Short Text Note by arclight (reply)

Once upon a time - around 2007 or so, just before I left sysadminery to do risk assessment on legacy radioctive waste cleanup - I was upgrading a Blackboard LMS. Hardware load balancer in front of two unreliable web/app servers, Oracle db with RMAN backups, NFS file store backed by iSCSI SAN storage for user files. The web front-ends were intentionally provisioned with low disk because they didn't need it - content was on the NFS server or in the database and all the front-ends needed disk for was swap and log files from Apache and Tomcat. Those were religiously scraped because why would you expect the vendor to rotate their giant useless log files or record to a remote log host when they could just let crap accumulate everywhere until their system fell over?

But I digress. I had automated log cleanup and database backup (with tested restores) and main IT managed the SAN backups. It was that brief Windows of low usage between semesters when we could run the vendor-supplied binaries to upgrade this expensive and cursed assemblage of Java, Perl, Oracle, and human misery. Read the documentation multiple times to understand the order of upgrade operations, clean and quiesce the system, take a few final backup snapshots and pull the trigger.

The upgrade worked as intended, dutifully _moving_ files from the NFS mount of the large iSCSI drive to the web front-ends, filling the disk, then shitting the bed and falling over leaving the system in an unknown and unrecoverable state. As one does when you are Blackboard, the usurious vandal of LMS vendors.

Surveying the flaming wreckage, I called Bb support to as for guidance. The support peon was impressed with my calm tone. I responded that being outwardly furious and losing my shit at them was unlikely to recover my system or improve any outcome I cared about. I did ask in my support ticket if this behavior from the update was documented and if there was any way I had missed a critical "do this to avoid incinerating prod" step in the upgrade process.

A few hours later I got a response back from upper tier support that no, I had read and done everything correctly according to their documentation and that this whole fiasco could have been avoided by the use of an _intentionally undocumented_ option to the updater.

Their words: _"intentionally undocumented"_.

Why? Somebody might get confused by the explanation so it was omitted in the interest of ... clarity?

I spent several harrowing hours waiting for the iSCSI restore to complete. I did my best to verify no user content was lost but to this day I don't know if we lost data.

Deleting one symlink in the filesystem would have prevented this problem, a symlink that was required in a previous version of the code for the system to work properly (one actually described in the vendor documentation).
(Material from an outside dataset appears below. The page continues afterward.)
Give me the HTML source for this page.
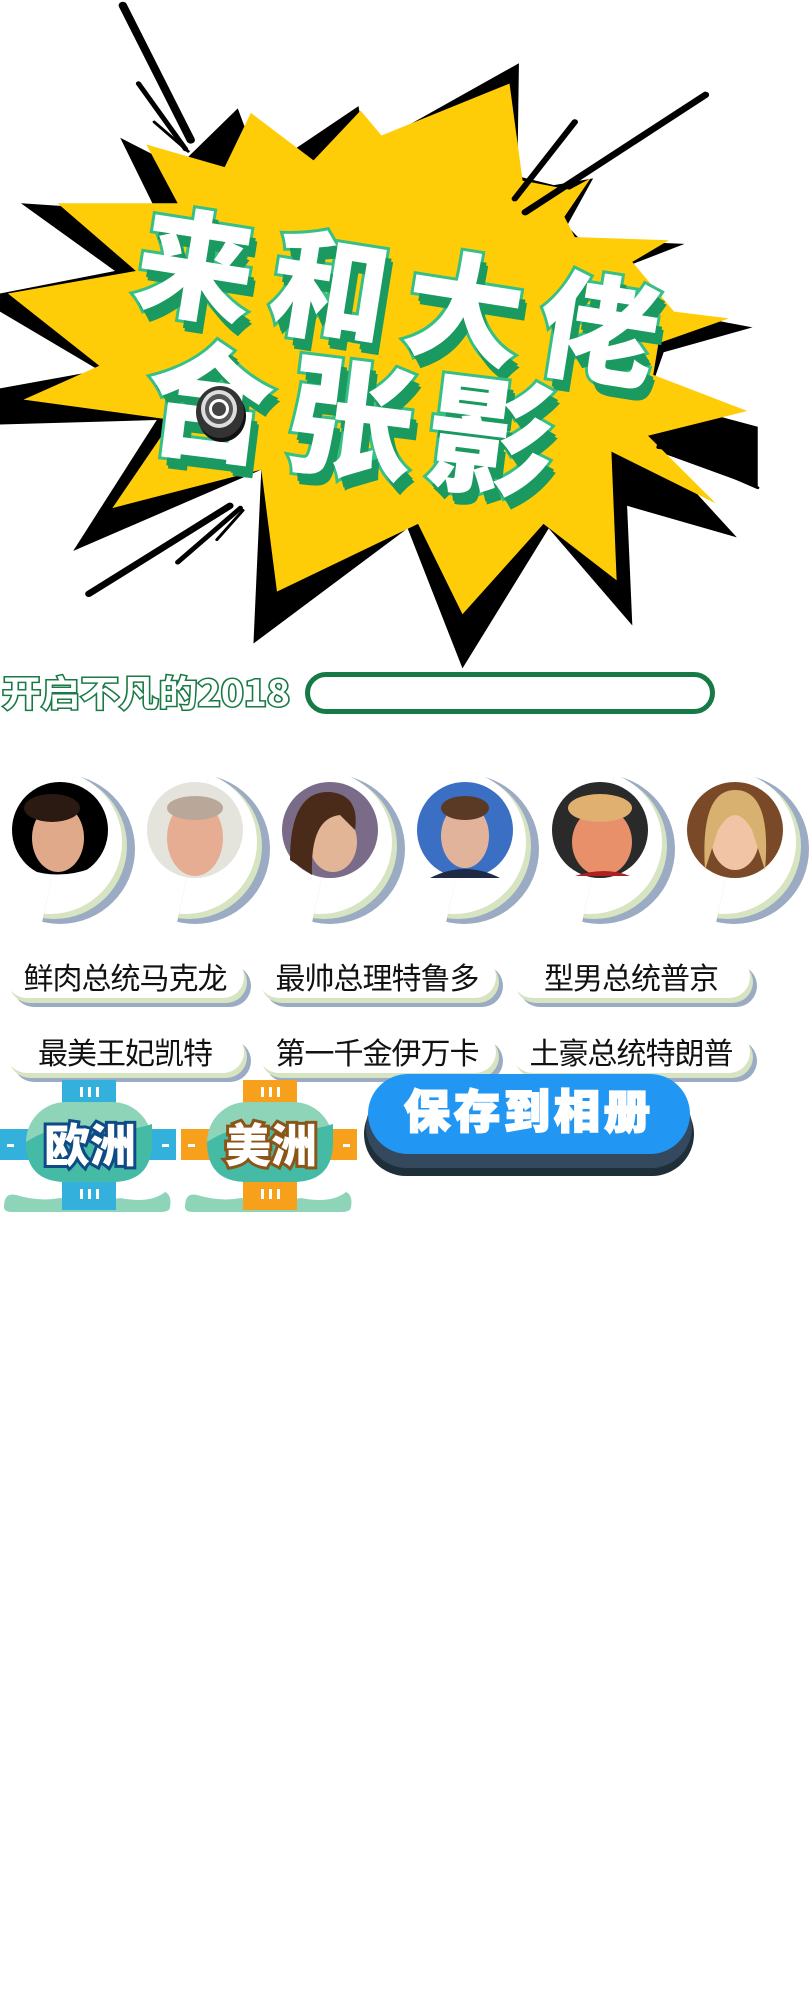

We were a small university and did not have a full replica dev system to test the updater on. Why would we? We explicitly did not do development, we ran a vendor-supplied code in production. Dev systems were for developers which we were not. This wasn't a matter of a spinning up some virtuals in the cloud - we bought and managed real hardware and there was no way in hell we could justify doubling our hardware investment to have a test environment just to verify vendor supplied code worked as advertised. There wasn't a possibility of auditing the updater to detect that it would copy and delete the entirety of user-uploaded content, not without decompiling a big blob of Java. I exercised what diligence I could given the garbage state of the vendor's code and still got royally fucked over.

I owned that. I informed my management chain of the situation and kept them updated with new developments and a revised ETA until the system was stabilized, recovered, and updated. That is how I practiced server ops for a decade (1998-2008). You did your dligence, said a prayer as you pushed the button, and you owned the outcome.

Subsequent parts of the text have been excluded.